The Last of the Mohicans—Daniel Day-Lewis, Madeleine Stowe, Russell Means, Erich Schweig, Stephen Waddington, Jodhi May, Wes Studi (1992; Dir: Michael Mann)
Strictly speaking, this is not a western, since it is set in upstate New York during the French and Indian War of the 1750s. But it’s a frontier story involving Indians, guns and battles for survival, and it has the great themes of personal independence, self-sufficiency and understanding nature that frequently come with westerns.
It’s a visually beautiful movie that was actually filmed in North Carolina, since New York apparently no longer has the kinds of green spaces, old-growth forests and untrammeled vistas this movie required. The story for this movie perhaps owes more to the 1936 film starring Randolph Scott than to the original novel by James Fenimore Cooper, which is the original source material for both film versions of the story. The movie’s central event is based on an actual historical incident (the treacherous slaughter by the French and their Indian allies of English forces after the English surrender of Fort William Henry), but most of its central characters are fictional. Fictional or not, however, Hawkeye (here given the name Nathaniel Poe), with one foot in the world of whites and the other among the Indians, is one of the most enduring and fascinating characters from American fiction and movies.
Daniel Day-Lewis is one of the most acclaimed actors of his time. He’s very intense, and there are people who enjoy him in this role but find him hard to watch in other movies. This is probably the best movie featuring the beautiful Madeleine Stowe, cast here in the role of older sister Cora Munro. And the supporting roles are among the very best ever played by Indian actors (Wes Studi, Russell Means, Eric Schweig), along with Chief Dan George’s performance in The Outlaw Josey Wales and Graham Greene in Dances With Wolves. Russell Means, in particular, is well-managed, because he isn’t really much of an actor but is effective here. Wes Studi’s evil villainy as Magua is truly impressive. Stephen Waddington is appropriately loathsome and officious as Major Duncan Heyward, until his final redemption is accomplished through an act of self-sacrifice.
The battle scenes are excellent, showing very clearly how traditional British military tactics didn’t work at all against Indian-style guerilla fighting. It’s very hard to stage and film the flow of individual incidents among the confusion of a more general battle, and in this movie that’s done very well. In all other versions of this story, Col. Munro is saved by Hawkeye and survives the massacre, but in this one he is killed. The movie is rated R because of these battle scenes (and other violence), and they are harrowing.

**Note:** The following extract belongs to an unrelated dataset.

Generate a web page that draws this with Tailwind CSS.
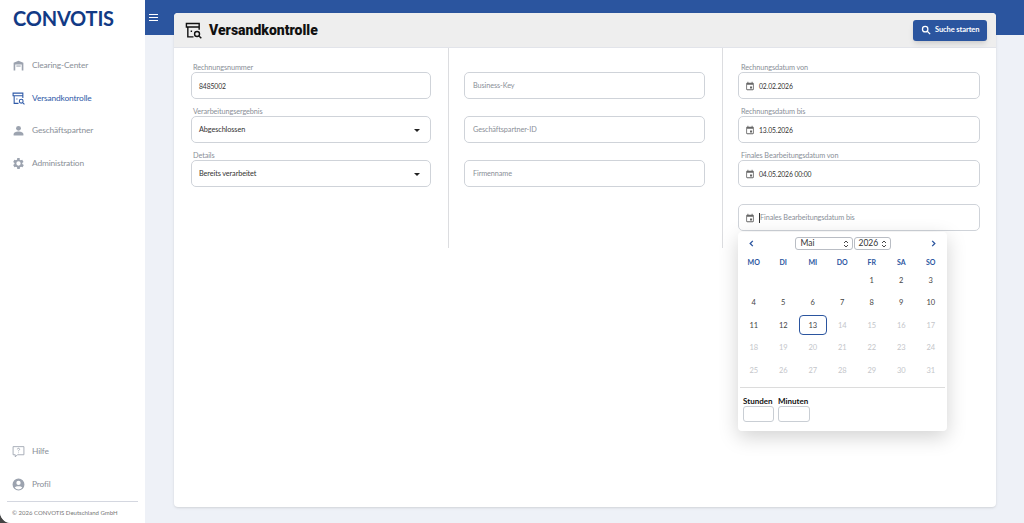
<!DOCTYPE html>
<html lang="de">

<head>
    <meta charset="UTF-8">
    <meta name="viewport" content="width=device-width, initial-scale=1.0">
    <title>Versandkontrolle</title>
    <script src="https://cdn.jsdelivr.net/npm/@tailwindcss/browser@4"></script>
</head>

<body class="h-[523px] w-[1024px] overflow-hidden bg-[#444] font-['Lato',sans-serif] text-[#333]">
    <div class="flex h-[523px] overflow-hidden rounded-bl-[11px] bg-[#eef1f7]">
        <!-- sidebar -->
        <aside class="relative flex w-[145px] shrink-0 flex-col bg-white">
            <div class="pl-[13px] pt-[5px] text-[20px] leading-[26px] font-bold tracking-[-0.2px] text-[#123a85]">CONVOTIS</div>
            <nav class="mt-[18px] flex flex-col text-[8.400px] tracking-[-0.15px] text-[#8a8f98]">
                <a class="flex h-[32.700px] items-center gap-[7px] pl-[12px]">
                    <svg class="h-[13px] w-[13px]" viewBox="0 0 24 24" fill="#9ca3af"><path d="M3 21V7l9-4 9 4v14h-3V10H6v11z"/><path d="M8 12h8v2H8z"/></svg>
                    Clearing-Center
                </a>
                <a class="flex h-[32.700px] items-center gap-[7px] pl-[12px] text-[#2f5aa8]">
                    <svg class="h-[13px] w-[13px]" viewBox="0 0 24 24" fill="none" stroke="#2f5aa8" stroke-width="2"><path d="M2 2h18v5H2zM4 7v14h8M20 7v4M8 13h2"/><circle cx="17" cy="17" r="3.5"/><path d="M20 20l3 3"/></svg>
                    Versandkontrolle
                </a>
                <a class="flex h-[32.700px] items-center gap-[7px] pl-[12px]">
                    <svg class="h-[13px] w-[13px]" viewBox="0 0 24 24" fill="#9ca3af"><circle cx="12" cy="8" r="4.5"/><path d="M3 21v-2c0-3.500 5-5 9-5s9 1.500 9 5v2z"/></svg>
                    Geschäftspartner
                </a>
                <a class="flex h-[32.700px] items-center gap-[7px] pl-[12px]">
                    <svg class="h-[13px] w-[13px]" viewBox="2.900 1.500 21 21" fill="#9ca3af"><path d="M19.400 13a7.500 7.500 0 0 0 0-2l2.100-1.600-2-3.500-2.500 1a7.600 7.600 0 0 0-1.700-1L15.400 3.200h-4l-.4 2.700a7.600 7.600 0 0 0-1.700 1l-2.500-1-2 3.500L6.900 11a7.500 7.500 0 0 0 0 2l-2.100 1.600 2 3.500 2.500-1a7.600 7.600 0 0 0 1.700 1l.4 2.700h4l.4-2.700a7.600 7.600 0 0 0 1.700-1l2.500 1 2-3.500zM13.400 15.500a3.500 3.500 0 1 1 0-7 3.500 3.500 0 0 1 0 7z"/></svg>
                    Administration
                </a>
            </nav>
            <div class="mt-auto flex flex-col text-[8.400px] tracking-[-0.15px] text-[#8a8f98]">
                <a class="flex h-[33px] items-center gap-[7px] pl-[12px]">
                    <svg class="h-[13px] w-[13px]" viewBox="0 0 24 24" fill="none" stroke="#9ca3af" stroke-width="1.600"><path d="M2 3h20v15H10l-4 4v-4H2z"/><path d="M10 8a2 2 0 1 1 3 1.700c-.7.400-1 .8-1 1.800M12 14v1"/></svg>
                    Hilfe
                </a>
                <a class="flex h-[33px] items-center gap-[7px] pl-[12px]">
                    <svg class="h-[13px] w-[13px]" viewBox="0 0 24 24" fill="#9ca3af"><path d="M12 1a11 11 0 1 0 0 22 11 11 0 0 0 0-22zm0 4a4 4 0 1 1 0 8 4 4 0 0 1 0-8zm0 16a9 9 0 0 1-7-3.400c.8-1.800 4-2.600 7-2.600s6.200.8 7 2.600A9 9 0 0 1 12 21z"/></svg>
                    Profil
                </a>
                <div class="mx-[7px] border-t border-[#d4d7e0] pb-[3px] pl-[5px] pt-[4px] text-[6px] leading-[14px] tracking-normal text-[#777]">© 2026 CONVOTIS Deutschland GmbH</div>
            </div>
        </aside>

        <!-- main -->
        <main class="relative flex-1">
            <div class="flex h-[35px] items-start bg-[#2b559f] pl-[4px] pt-[13px]">
                <svg class="h-[9px] w-[9px]" viewBox="0 0 9 9" fill="#fff"><path d="M0 1h9v1H0zM0 4h9v1H0zM0 7h9v1H0z"/></svg>
            </div>
            <section class="absolute left-[29px] top-[13px] flex h-[494px] w-[822px] flex-col overflow-hidden rounded-[4px] bg-white shadow-sm">
                <header class="flex h-[35px] shrink-0 items-center justify-between border-b border-[#e2e4ea] bg-[#eeeeee] pl-[11px] pr-[9px]">
                    <div class="flex items-center gap-[7px]">
                        <svg class="h-[17px] w-[17px]" viewBox="0 0 24 24" fill="none" stroke="#111" stroke-width="2"><path d="M2 2h18v5H2zM4 7v14h8M20 7v4M8 13h2"/><circle cx="17" cy="17" r="3.500"/><path d="M20 20l3 3"/></svg>
                        <h1 class="pt-[1px] font-['Roboto',sans-serif] text-[14px] font-black text-[#111]">Versandkontrolle</h1>
                    </div>
                    <button class="flex h-[21px] w-[74px] items-center gap-[4px] whitespace-nowrap rounded-[3px] bg-[#2b559f] pl-[8px] text-[7.500px] font-bold tracking-[-0.1px] text-white shadow-md">
                        <svg class="h-[10px] w-[10px]" viewBox="0 0 24 24" fill="none" stroke="#fff" stroke-width="3"><circle cx="10" cy="10" r="6.500"/><path d="M15 15l7 7"/></svg>
                        Suche starten
                    </button>
                </header>
                <div class="grid h-[200px] grid-cols-[275px_274px_273px] text-[7.300px] tracking-[-0.1px]">
                    <div class="border-r border-[#dcdde0] pl-[17px] pr-[17px] pt-[15px]">
                        <p class="pl-[2px] leading-[9px] text-[#8a8f98]">Rechnungsnummer</p>
                        <div class="flex h-[27px] items-center rounded-[5px] border border-[#cfd3d9] pl-[7px] pt-[2px] text-[6.800px] text-[#333]">8485002</div>
                        <p class="mt-[8px] pl-[2px] leading-[9px] text-[#8a8f98]">Verarbeitungsergebnis</p>
                        <div class="flex h-[27px] items-center justify-between rounded-[5px] border border-[#cfd3d9] pl-[7px] pr-[10px] pt-[2px]">Abgeschlossen<span class="h-0 w-0 border-x-[3.500px] border-t-[3.500px] border-x-transparent border-t-[#222]"></span></div>
                        <p class="mt-[8px] pl-[2px] leading-[9px] text-[#8a8f98]">Details</p>
                        <div class="flex h-[27px] items-center justify-between rounded-[5px] border border-[#cfd3d9] pl-[7px] pr-[10px] pt-[2px]">Bereits verarbeitet<span class="h-0 w-0 border-x-[3.500px] border-t-[3.500px] border-x-transparent border-t-[#222]"></span></div>
                    </div>
                    <div class="border-r border-[#dcdde0] pl-[15px] pr-[17px] pt-[24px] text-[#8a8f98]">
                        <div class="flex h-[27px] items-center rounded-[5px] border border-[#cfd3d9] pl-[8px] pt-[2px]">Business-Key</div>
                        <div class="mt-[17px] flex h-[27px] items-center rounded-[5px] border border-[#cfd3d9] pl-[8px] pt-[2px]">Geschäftspartner-ID</div>
                        <div class="mt-[17px] flex h-[27px] items-center rounded-[5px] border border-[#cfd3d9] pl-[8px] pt-[2px]">Firmenname</div>
                    </div>
                    <div class="pl-[15px] pr-[16px] pt-[15px]">
                        <p class="pl-[3px] leading-[9px] text-[#8a8f98]">Rechnungsdatum von</p>
                        <div class="flex h-[27px] items-center gap-[4px] rounded-[5px] border border-[#cfd3d9] pl-[6px] text-[6.800px]">
                            <svg class="h-[10px] w-[10px]" viewBox="0 0 24 24" fill="#666"><path d="M19 4h-1V2h-2v2H8V2H6v2H5a2 2 0 0 0-2 2v14a2 2 0 0 0 2 2h14a2 2 0 0 0 2-2V6a2 2 0 0 0-2-2zm0 16H5V9h14zM12 13h5v5h-5z"/></svg>
                            <span class="pt-[2px]">02.02.2026</span>
                        </div>
                        <p class="mt-[8px] pl-[3px] leading-[9px] text-[#8a8f98]">Rechnungsdatum bis</p>
                        <div class="flex h-[27px] items-center gap-[4px] rounded-[5px] border border-[#cfd3d9] pl-[6px] text-[6.800px]">
                            <svg class="h-[10px] w-[10px]" viewBox="0 0 24 24" fill="#666"><path d="M19 4h-1V2h-2v2H8V2H6v2H5a2 2 0 0 0-2 2v14a2 2 0 0 0 2 2h14a2 2 0 0 0 2-2V6a2 2 0 0 0-2-2zm0 16H5V9h14zM12 13h5v5h-5z"/></svg>
                            <span class="pt-[2px]">13.05.2026</span>
                        </div>
                        <p class="mt-[8px] pl-[3px] leading-[9px] text-[#8a8f98]">Finales Bearbeitungsdatum von</p>
                        <div class="flex h-[27px] items-center gap-[4px] rounded-[5px] border border-[#cfd3d9] pl-[6px] text-[6.800px]">
                            <svg class="h-[10px] w-[10px]" viewBox="0 0 24 24" fill="#666"><path d="M19 4h-1V2h-2v2H8V2H6v2H5a2 2 0 0 0-2 2v14a2 2 0 0 0 2 2h14a2 2 0 0 0 2-2V6a2 2 0 0 0-2-2zm0 16H5V9h14zM12 13h5v5h-5z"/></svg>
                            <span class="pt-[2px]">04.05.2026 00:00</span>
                        </div>
                        <div class="mt-[17px] flex h-[27px] items-center gap-[4px] rounded-[5px] border border-[#cfd3d9] pl-[6px] text-[#8a8f98]">
                            <svg class="h-[10px] w-[10px]" viewBox="0 0 24 24" fill="#666"><path d="M19 4h-1V2h-2v2H8V2H6v2H5a2 2 0 0 0-2 2v14a2 2 0 0 0 2 2h14a2 2 0 0 0 2-2V6a2 2 0 0 0-2-2zm0 16H5V9h14zM12 13h5v5h-5z"/></svg>
                            <span class="border-l border-[#333] leading-[10px]">Finales Bearbeitungsdatum bis</span>
                        </div>
                    </div>
                </div>
            </section>

            <!-- date picker -->
            <div class="absolute left-[593px] top-[232px] h-[199px] w-[209px] rounded-[4px] bg-white text-[7.500px] shadow-[0_6px_20px_rgba(0,0,0,0.18)]">
                <div class="flex h-[22px] items-center justify-between pl-[11px] pr-[11px] pt-[1px]">
                    <svg class="h-[7px] w-[5px]" viewBox="0 0 5 8" fill="none" stroke="#2b559f" stroke-width="1.500"><path d="M4 1L1 4l3 3"/></svg>
                    <div class="flex gap-[1px] text-[8.500px]">
                        <div class="flex h-[13px] w-[58px] items-center justify-between rounded-[3px] border border-[#b9bdc4] pl-[5px] pr-[3px]">Mai
                            <svg class="h-[8px] w-[6px]" viewBox="0 0 6 8" fill="none" stroke="#333" stroke-width="0.900"><path d="M1 3l2-2 2 2M1 5l2 2 2-2"/></svg>
                        </div>
                        <div class="flex h-[13px] w-[37px] items-center justify-between rounded-[3px] border border-[#b9bdc4] pl-[4px] pr-[3px]">2026
                            <svg class="h-[8px] w-[6px]" viewBox="0 0 6 8" fill="none" stroke="#333" stroke-width="0.900"><path d="M1 3l2-2 2 2M1 5l2 2 2-2"/></svg>
                        </div>
                    </div>
                    <svg class="h-[7px] w-[5px]" viewBox="0 0 5 8" fill="none" stroke="#2b559f" stroke-width="1.500"><path d="M1 1l3 3-3 3"/></svg>
                </div>
                <div class="grid grid-cols-[repeat(7,29.500px)] pl-[1px] text-center">
                    <span class="h-[15px] pt-[3px] text-[7px] font-bold leading-[10px] text-[#2b559f]">MO</span>
                    <span class="h-[15px] pt-[3px] text-[7px] font-bold leading-[10px] text-[#2b559f]">DI</span>
                    <span class="h-[15px] pt-[3px] text-[7px] font-bold leading-[10px] text-[#2b559f]">MI</span>
                    <span class="h-[15px] pt-[3px] text-[7px] font-bold leading-[10px] text-[#2b559f]">DO</span>
                    <span class="h-[15px] pt-[3px] text-[7px] font-bold leading-[10px] text-[#2b559f]">FR</span>
                    <span class="h-[15px] pt-[3px] text-[7px] font-bold leading-[10px] text-[#2b559f]">SA</span>
                    <span class="h-[15px] pt-[3px] text-[7px] font-bold leading-[10px] text-[#2b559f]">SO</span>
                </div>
                <div class="grid grid-cols-[repeat(7,29.500px)] grid-rows-[repeat(5,22.600px)] items-center justify-items-center pl-[1px] text-[#444]">
                    <span></span><span></span><span></span><span></span><span>1</span><span>2</span><span>3</span>
                    <span>4</span><span>5</span><span>6</span><span>7</span><span>8</span><span>9</span><span>10</span>
                    <span>11</span><span>12</span>
                    <span class="flex h-[20px] w-[28px] items-center justify-center rounded-[4px] border-[1.500px] border-[#2b559f]">13</span>
                    <span class="text-[#c4c6ca]">14</span><span class="text-[#c4c6ca]">15</span><span class="text-[#c4c6ca]">16</span><span class="text-[#c4c6ca]">17</span>
                    <span class="text-[#c4c6ca]">18</span><span class="text-[#c4c6ca]">19</span><span class="text-[#c4c6ca]">20</span><span class="text-[#c4c6ca]">21</span><span class="text-[#c4c6ca]">22</span><span class="text-[#c4c6ca]">23</span><span class="text-[#c4c6ca]">24</span>
                    <span class="text-[#c4c6ca]">25</span><span class="text-[#c4c6ca]">26</span><span class="text-[#c4c6ca]">27</span><span class="text-[#c4c6ca]">28</span><span class="text-[#c4c6ca]">29</span><span class="text-[#c4c6ca]">30</span><span class="text-[#c4c6ca]">31</span>
                </div>
                <div class="mx-[2px] mt-[5px] border-t border-[#dcdcdc] pl-[3px] pt-[9px]">
                    <div class="flex gap-[4px] text-[8px] font-bold text-[#111]">
                        <div class="w-[31px]"><p class="leading-[9px]">Stunden</p><div class="h-[16px] rounded-[3px] border border-[#c9ced4]"></div></div>
                        <div class="w-[32px]"><p class="leading-[9px]">Minuten</p><div class="h-[16px] rounded-[3px] border border-[#c9ced4]"></div></div>
                    </div>
                </div>
            </div>
        </main>
    </div>
</body>

</html>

There are some pacing problems with the last part of the movie, as Hawkeye, Chingachgook and Uncas relentlessly pursue the Hurons who have taken Heyward and the Munro sisters captive. One can’t tell how long the pursuit is, but presumes it would actually be days or weeks, at least, since the slaughter took place in upstate New York but the Hurons were based to the north in Canada. In this movie, it might be days or weeks, or it might be an afternoon.
The theatrical release of the movie felt like the story, especially the last part, would benefit by a longer cut. Mann’s original cut was three hours long, but Fox insisted that it be cut to two for its theatrical release. Jodhi May, playing younger sister Alice Munro, has said that much of her role disappeared in the cutting room. In the DVD age, however, a director’s cut has been released, and it’s not any more intelligible or flowing (or even much longer) than the original. Still good to watch, though, and it’s the only version available on DVD in the U.S. as of this writing. One would like to see the three-hour version some time, although longer is not always better. And many prefer the original theatrical release to the DVD director’s cut.
This movie is unusual for a director known best for modern urban crime dramas. The movie has excellent music as well, with a celtic-influenced soundtrack by Trevor Jones and Randy Edelman. The fiddler is the famous (if uncredited here) Scot, Alasdair Fraser.
The first cinematic version of this story was made in 1911. For a bit of perspective after you’ve watched this one, check out the 1936 version with Randolph Scott and, as a cultural curiosity, the 1920 silent version, featuring Wallace Beery as a leering Magua, a noble Uncas as the central figure and a strangely hayseed version of Hawkeye.